What’s Cooking at In Jennie’s Kitchen:
serves four, or enough to dress 3/4 pound of pasta
Don’t cast aside the parsley as mere garnish here. This herb doesn’t get the credit it often deserves and really adds a fresh pop of flavor with each forkful.
1 tablespoon olive oil
1 pound (16 ounces) ground beef
1 small onion, finely chopped
Salt & freshly ground pepper, to taste
1/2 cup (112 ml) Marsala wine
2 tablespoons double concentrate tomato paste
1 1/2 cups (337 ml) water
Fresh chopped parsley, to serve
Heat the olive oil in a deep skillet over medium-high heat. Add the beef and, using the tip of fork, mash it down to nicely browned—you want to a form a crusty caramelized look to the bits of beef.
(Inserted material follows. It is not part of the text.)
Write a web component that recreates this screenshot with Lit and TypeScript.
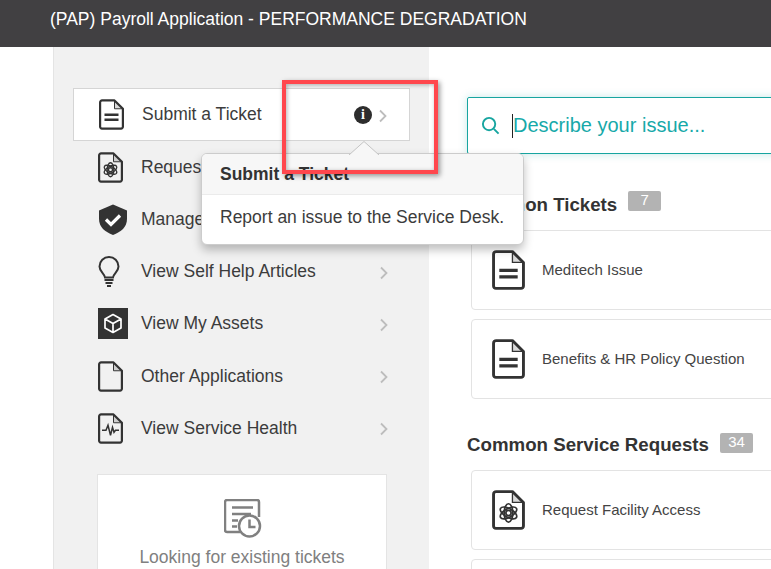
import { LitElement, html, css, svg } from "lit";
import { customElement } from "lit/decorators.js";

const DOC = "M3.1 1.2H15.5L23.9 9.5V27.5a1.8 1.8 0 0 1-1.8 1.8H2.9A1.8 1.8 0 0 1 1.1 27.5V3.2A2 2 0 0 1 3.1 1.2Z";
const FOLD = "M15.5 1.2V9.5H23.9";

const docBase = svg`<path d=${DOC} fill="none" stroke="currentColor" stroke-width="2.2" stroke-linejoin="round"/><path d="M15.5 1.5V9.100H23.400Z" fill="currentColor" opacity=".18"/><path d=${FOLD} fill="none" stroke="currentColor" stroke-width="1"/>`;

const flower = svg`<g fill="none" stroke="currentColor" stroke-width="1.3"><ellipse cx="12.5" cy="17.5" rx="3.300" ry="7"/><ellipse cx="12.5" cy="17.5" rx="3.300" ry="7" transform="rotate(60 12.5 17.5)"/><ellipse cx="12.5" cy="17.5" rx="3.300" ry="7" transform="rotate(120 12.5 17.5)"/><circle cx="12.5" cy="17.5" r="2"/></g>`;

const lines = svg`<path d="M5.500 15.5H19.500M5.500 20.5H19.500" stroke="currentColor" stroke-width="2.4" fill="none"/>`;

const icons = {
  ticket: html`<svg width="25" height="31" viewBox="0 0 25 30.5">${docBase}${lines}</svg>`,
  request: html`<svg width="25" height="31" viewBox="0 0 25 30.5">${docBase}${flower}</svg>`,
  shield: html`<svg width="30" height="31" viewBox="0 0 30 31"><path d="M15 .5 29 6.5V15C29 23 23 28 15 31 7 28 1 23 1 15V6.5Z" fill="currentColor"/><path d="M8 15.5 13 20.5 22 11.5" fill="none" stroke="#fff" stroke-width="3.2"/></svg>`,
  bulb: html`<svg width="22" height="31" viewBox="0 0 22 31"><path d="M7 21.5C6.5 17.5 1.5 15.500 1.500 10.500A9.500 9.500 0 0 1 20.500 10.500C20.500 15.500 15.500 17.500 15 21.500Z" fill="none" stroke="currentColor" stroke-width="2"/><path d="M6.500 24H15.500M7.500 27H14.500M9 30H13" stroke="currentColor" stroke-width="2" fill="none"/></svg>`,
  assets: html`<svg width="30" height="31" viewBox="0 0 30 31"><rect width="30" height="31" fill="currentColor"/><path d="M15 6.500 23 11V20L15 24.500 7 20V11ZM7 11 15 15.500 23 11M15 15.500V24.500" fill="none" stroke="#fff" stroke-width="1.700" stroke-linejoin="round"/></svg>`,
  blank: html`<svg width="25" height="31" viewBox="0 0 25 30.5">${docBase}</svg>`,
  health: html`<svg width="25" height="31" viewBox="0 0 25 30.5">${docBase}<path d="M4 17H8L10 12 12.500 22 14.500 14 16 19 17.500 17H21" fill="none" stroke="currentColor" stroke-width="1.500"/></svg>`,
};

const chevron = html`<svg class="chev" width="8" height="14" viewBox="0 0 8 14"><path d="M1 1.500 6.500 7 1 12.500" fill="none" stroke="#bdbdbd" stroke-width="1.800"/></svg>`;

const menu = [
  { icon: icons.request, label: "Request a Service" },
  { icon: icons.shield, label: "Manage Approvals" },
  { icon: icons.bulb, label: "View Self Help Articles" },
  { icon: icons.assets, label: "View My Assets" },
  { icon: icons.blank, label: "Other Applications" },
  { icon: icons.health, label: "View Service Health" },
];

const cardIcon = (body: unknown) => html`<svg class="card-icon" width="33" height="40" viewBox="0 0 25 30.5">${body}</svg>`;

@customElement("app-root")
export class AppRoot extends LitElement {
  static styles = css`
    :host {
      display: block;
      position: relative;
      width: 771px;
      height: 569px;
      overflow: hidden;
      background: #fff;
      font-family: "Liberation Sans", Arial, sans-serif;
      color: #333;
    }
    .header {
      height: 47px;
      box-sizing: border-box;
      background: #414042;
      color: #fff;
      font-size: 17.5px;
      line-height: 38px;
      padding-left: 50px;
      white-space: nowrap;
    }
    .body {
      display: flex;
      align-items: flex-start;
      padding-left: 53px;
      height: 522px;
    }
    .side {
      width: 376px;
      height: 522px;
      flex: none;
      box-sizing: border-box;
      background: #f1f1f1;
      border-left: 1px solid #e4e4e4;
      padding: 41px 19px 0;
    }
    .row {
      display: flex;
      align-items: center;
      height: 52.25px;
      box-sizing: border-box;
      padding: 0 22px 0 25px;
      font-size: 17.5px;
      color: #3c3c3c;
      white-space: nowrap;
    }
    .row.active {
      height: 53px;
      background: #fff;
      border: 1px solid #d5d5d5;
    }
    .ico {
      width: 43px;
      flex: none;
      display: flex;
      color: #333;
    }
    .label { flex: 1; }
    .chev { flex: none; margin-top: 2px; }
    .info {
      flex: none;
      width: 18px;
      height: 18px;
      border-radius: 50%;
      background: #2d2d2d;
      color: #fff;
      font: bold 14px/18px "Liberation Serif", serif;
      text-align: center;
      margin-right: 7px;
    }
    .looking {
      margin: 19.5px 0 0 24px;
      width: 290px;
      height: 140px;
      box-sizing: border-box;
      background: #fff;
      border: 1px solid #e4e4e4;
      padding-top: 24px;
      display: flex;
      flex-direction: column;
      align-items: center;
      color: #808080;
      font-size: 17.5px;
    }
    .looking svg { margin-bottom: 9px; margin-left: 2px; }
    .main {
      flex: none;
      width: 400px;
      margin-left: 38px;
      padding-top: 50px;
    }
    .search {
      height: 57px;
      box-sizing: border-box;
      border: 1px solid #17a5a0;
      border-radius: 2px;
      box-shadow: 0 0 8px rgba(23, 165, 160, .25);
      display: flex;
      align-items: center;
      padding-left: 13px;
      color: #17a9a9;
      font-size: 20px;
    }
    .search svg { margin-right: 12px; }
    .caret { width: 1px; height: 24px; background: #222; margin-right: 0; }
    .heading {
      display: flex;
      align-items: center;
      font-size: 18.7px;
      font-weight: bold;
      color: #333;
      height: 24px;
      white-space: nowrap;
    }
    .h1 { margin: 39px 0 13px; }
    .h2 { margin: 34px 0 13px; }
    .badge {
      margin: -8px 0 0 11px;
      width: 33px;
      height: 20px;
      border-radius: 2px;
      background: #b3b3b3;
      color: #fff;
      font-size: 15px;
      font-weight: normal;
      line-height: 18px;
      text-align: center;
    }
    .badge.b2 { margin-top: -4px; }
    .card {
      margin: 0 0 9px 4px;
      height: 80px;
      box-sizing: border-box;
      border: 1px solid #e3e3e3;
      border-radius: 4px;
      display: flex;
      align-items: center;
      padding-left: 20px;
      font-size: 15px;
      color: #444;
      white-space: nowrap;
    }
    .card-text { margin-bottom: 2px; }
    .card-icon { color: #333; margin-right: 17px; flex: none; }
    .tip {
      position: absolute;
      left: 201px;
      top: 153px;
      width: 323px;
      height: 92px;
      box-sizing: border-box;
      background: #fff;
      border: 1px solid #ccc;
      border-radius: 6px;
      box-shadow: 0 5px 10px rgba(0, 0, 0, .25);
    }
    .tip-title {
      height: 41px;
      box-sizing: border-box;
      background: #f7f7f7;
      border-bottom: 1px solid #ebebeb;
      border-radius: 5px 5px 0 0;
      font-size: 17.5px;
      font-weight: bold;
      line-height: 40px;
      padding-left: 18px;
    }
    .tip-body {
      font-size: 17.5px;
      line-height: 45px;
      padding-left: 18px;
      color: #3c3c3c;
      white-space: nowrap;
    }
    .arrow {
      position: absolute;
      left: 147px;
      top: -13px;
    }
    .mark {
      position: absolute;
      left: 282px;
      top: 80px;
      width: 156px;
      height: 94px;
      box-sizing: border-box;
      border: 4px solid #ff474d;
      box-shadow: 2px 2px 5px rgba(0, 0, 0, .4), inset 1px 1px 4px rgba(0, 0, 0, .3);
    }
  `;

  render() {
    return html`
      <div class="header">(PAP) Payroll Application - PERFORMANCE DEGRADATION</div>
      <div class="body">
        <div class="side">
          <div class="row active">
            <span class="ico">${icons.ticket}</span>
            <span class="label">Submit a Ticket</span>
            <span class="info">i</span>
            ${chevron}
          </div>
          ${menu.map(
            (m) => html`<div class="row">
              <span class="ico">${m.icon}</span>
              <span class="label">${m.label}</span>
              ${chevron}
            </div>`,
          )}
          <div class="looking">
            <svg width="38" height="39" viewBox="0 0 38 39" fill="none" stroke="#808080" stroke-width="2.500">
              <path d="M16 33H3a2 2 0 0 1-2-2V3a2 2 0 0 1 2-2H33a2 2 0 0 1 2 2V18"/>
              <path d="M8 8.500H29M8 15H27M8 21.500H14M8 27.500H13" stroke-width="2.500"/>
              <circle cx="25.500" cy="27" r="10.500" fill="#fff"/>
              <path d="M25.500 20.500V28H31.500"/>
            </svg>
            Looking for existing tickets
          </div>
        </div>
        <div class="main">
          <div class="search">
            <svg width="19" height="19" viewBox="0 0 20 20" fill="none" stroke="#17a5a0" stroke-width="2"><circle cx="8.500" cy="8.500" r="6.500"/><path d="M13.500 13.500 18.500 18.500"/></svg>
            <span class="caret"></span>Describe your issue...
          </div>
          <div class="heading h1">Common Tickets<span class="badge">7</span></div>
          <div class="card">${cardIcon(html`${docBase}${lines}`)}<span class="card-text">Meditech Issue</span></div>
          <div class="card">${cardIcon(html`${docBase}${lines}`)}<span class="card-text">Benefits &amp; HR Policy Question</span></div>
          <div class="heading h2">Common Service Requests<span class="badge b2">34</span></div>
          <div class="card">${cardIcon(html`${docBase}${flower}`)}<span class="card-text">Request Facility Access</span></div>
          <div class="card"></div>
        </div>
      </div>
      <div class="tip">
        <svg class="arrow" width="30" height="14" viewBox="0 0 30 14"><path d="M0 14 15 .5 30 14" fill="#f7f7f7" stroke="#c4c4c4"/></svg>
        <div class="tip-title">Submit a Ticket</div>
        <div class="tip-body">Report an issue to the Service Desk.</div>
      </div>
      <div class="mark"></div>
    `;
  }
}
Add the onions to the pan and saute until lightly golden, about 2 minutes. Pour in the wine and, using a wooden spoon, scrape up the browned bits from the bottom of the pan. Stir in the tomato paste, making sure there are no lumps. Slowly stir in the water.
Bring to a boil, then reduce simmer to a gentle simmer. Arrange lid on top of skillet so it is slightly ajar, and cook for 20 minutes. Serve with pasta or over polenta and sprinkle with parsley.